The Words of the Morris Family
We showed them God's love. We gave them our time and our effort. This was a visible sacrifice to them. So they could see God's love and feel God's love'
Rev. John Jones is a man who truly loves his work. His work is with the young people in his own Baptist church in Virginia, as well as the youth in the correctional facilities of that state. Last summer I was privileged to design and direct with him an Ocean Challenge program for teenagers from seven different churches in the Richmond, Virginia, area.
Early in the spring of 1985 Rev. Jones attended a CAUSA seminar in Washington DC. While at the conference he met an IOWC brother who had worked with Ocean Church members in Norfolk, Virginia. The two of them talked late into the night, sharing their mutual concerns for the future of American youth.
At that time, Rev. Jones had been outlining a program of his own, called "Team Work;' that would get youth involved in making their own decisions in life. Team Work was designed for young people who wanted to learn economic responsibility as well as leadership skills.
Rev. Jones' program focuses on three character-building areas: 1) Motivation -- instilling desire in young people to improve their situation in life; 2) Management -- giving them a chance to work in group activities and improve their social skills; 3) Mastering Tasks -- helping them to learn new skills to give them self-confidence and self-motivation. In using the three "M's:' a circular pattern is soon set up so that a person is continually challenged to push himself, to work on his needs in a cooperative way with others, and to discover new talents and abilities within himself. This creates a spiraling upward effect and can genuinely turn a young person around.
There are other practical aspects to the Team Work format. The young people are organized into support groups in which they work together to raise funds for their daily needs as well as for educational ventures. Occasional "fun" trips provide education and inspiration and help them structure their time well. Each team decides how it will spend its funds under the guidance of an adult counselor.
Rev. Jones had difficulty finding other youth programs that shared similar goals. What Rev. Jones was looking for was an action- adventure program that would provide the young people with strong incentive to challenge their limitations. When he heard about Ocean Church in Norfolk, he was hopeful enough to come and see for himself. In May 1985 I invited Rev. Jones to meet with Gerhard Peemoeller, who had fished with Father for ten years and is now the overall advisor for Ocean Church fishing projects. We spent the day together on the Sea Hope. I never witnessed a more excited person than this energetic and compassionate minister.
Right away a plan to come to Gloucester, Mass., was made. The next step was to outline an actual Ocean Challenge workshop. Karen Smith, the director of education for Ocean Church, came from New York to meet with us and plan the workshop strategy. After that, we left Rev. Jones with a videotape called "Ocean Challenge" and gave him free rein to speak to the parents and youth of any church in his area. We all agreed that the best part of the program would be its ecumenical appeal; young people from many different churches in Richmond could get to know one another.

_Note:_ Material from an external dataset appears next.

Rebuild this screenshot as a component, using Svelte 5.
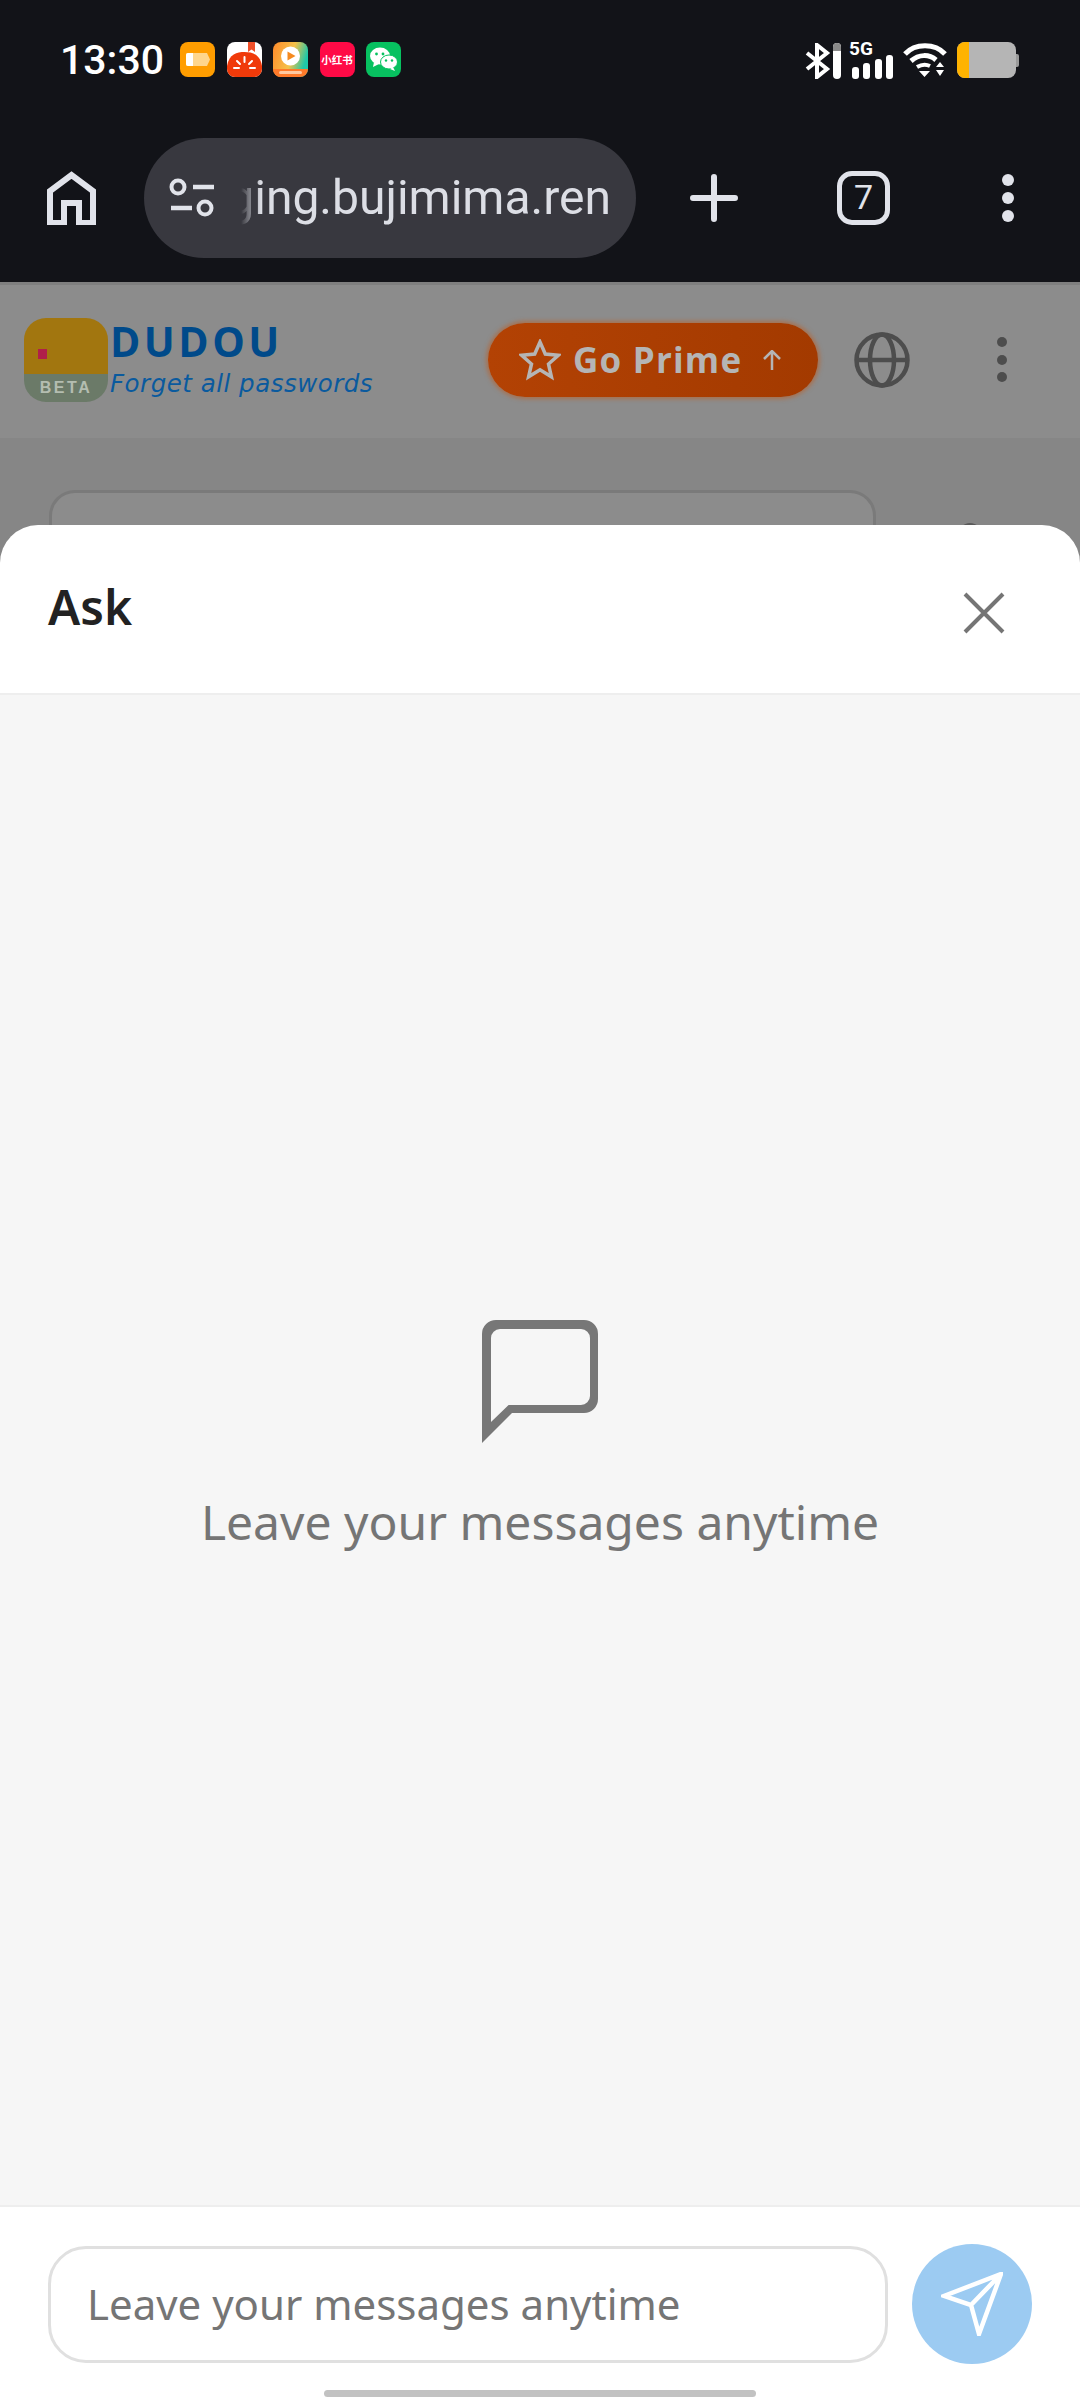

Three months later ten teenagers and two counselors arrived in Gloucester just in time for our fourth annual Ocean Day. They stayed with the members of Ocean Church for seven days, from August 10 to 17. During that week, Rev. Jones and I wanted to pack in as much as the kids could handle. They absorbed everything and then some. In fact, they were just as lively when they left as when they arrived. Rev. Jones and I were both thoroughly exhausted.
Every day we all woke up at 3:30 a.m. and were at the docks ready to head out to sea by 4:00 a.m. An hour later we were dropping our anchors at Stellwagen Bank, where the best tuna fishing grounds are located. After nine hours of fishing, we were back at the marina by 3:00 p.m. Then the boats were cleaned and prepared for the next day. In the late afternoon we organized group sessions in which we taught navigation, tying knots, using the compass, and other marine-related topics. There were also many things to see in the town of Gloucester, so two of the afternoons were devoted to sight-seeing.
Every night after dinner there was an inspirational meeting, usually led by Rev. Jones. Here we all talked together about what it means to live a Christian life. There were always many little problems that occurred each day. Sometimes some of the boys would be jealous of the girls because they had caught a tuna and the boys hadn't. At other times there were minor arguments among the girls or boys, but these were all discussed openly and the whole team had to come to an agreement on the best solution.
The kids were divided into pairs, and each set of "buddies" had the same captain and the same boat for the whole week. This brought a dramatic result. By the end of the week they had developed quite a bit of genuine loyalty for their captain and a certain amount of pride in their new-found abilities on the boat.
The captains were directly responsible each day to teach them everything about boat handling, navigation on the open sea, and fishing techniques. When the kids came back with bluefish or tuna, the look of pride and joy on their faces could not be compared to anything else we have seen at the Gloucester marina for quite some time. We were truly witnessing Father's words become substantial in the flesh; we were watching Father's dream unfold.
All of the youth were black and from various backgrounds, from poor to middle-class to rich. Their greatest impression of the week was the fact that they were just accepted for who they were. In Ocean Church there are white members, black members, Oriental members, South American members, and members you can't really place.